[Physics] Does diffusion current in semiconductor always exist

diffusionsemiconductor-physics

According to what I understand, diffusion current is caused by the change in concentration of charge carriers in semiconductor (free electrons and holes) from higher concentration region to lower concentration region due to thermal energy. However, I'm still unsure that if the diffusion current always exist inside crystal. As the concentration drop in higher region and increase in lower region, finally, the concentration in the whole crystal will be equal so no concentration change. Will the diffusion current still exist after that.

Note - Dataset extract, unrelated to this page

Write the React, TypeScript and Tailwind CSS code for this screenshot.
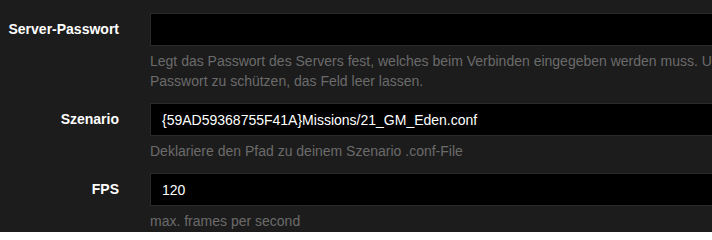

Moreover, in non-doping semiconductor (ex: pure Si) the density/amounts of holes and electrons the same so is there diffusion current. Suppose that the diffusion is only 1 dimensional and 1 direction. The charge carriers which diffuse contain both hole and electron then the total charge movement is zero that make the current zero, is it true?

Best Answer

In a semiconductor at thermal and diffusive equilibrium, the net current is zero for each of the carrier types, i.e., it is zero both for the electron and hole currents separately. The total current is the sum of the diffusion current (proportional to the gradient of the density of carriers) and the drift current driven by an external field (the electrostatic field in most of the cases for a semiconductor). In brief, in a semiconductor in thermodynamic equilibrium the diffusion current compensates the drift current for each of the carriers separately resulting in a zero net current.

Note that an intrinsic semiconductor at thermodynamic equilibrium may have diffusion and drift currents different from zero but the total net current still be zero due to the compensation of the drift and diffusion currents (this would be the case of an isolated semiconductor crystal placed inside an electric field).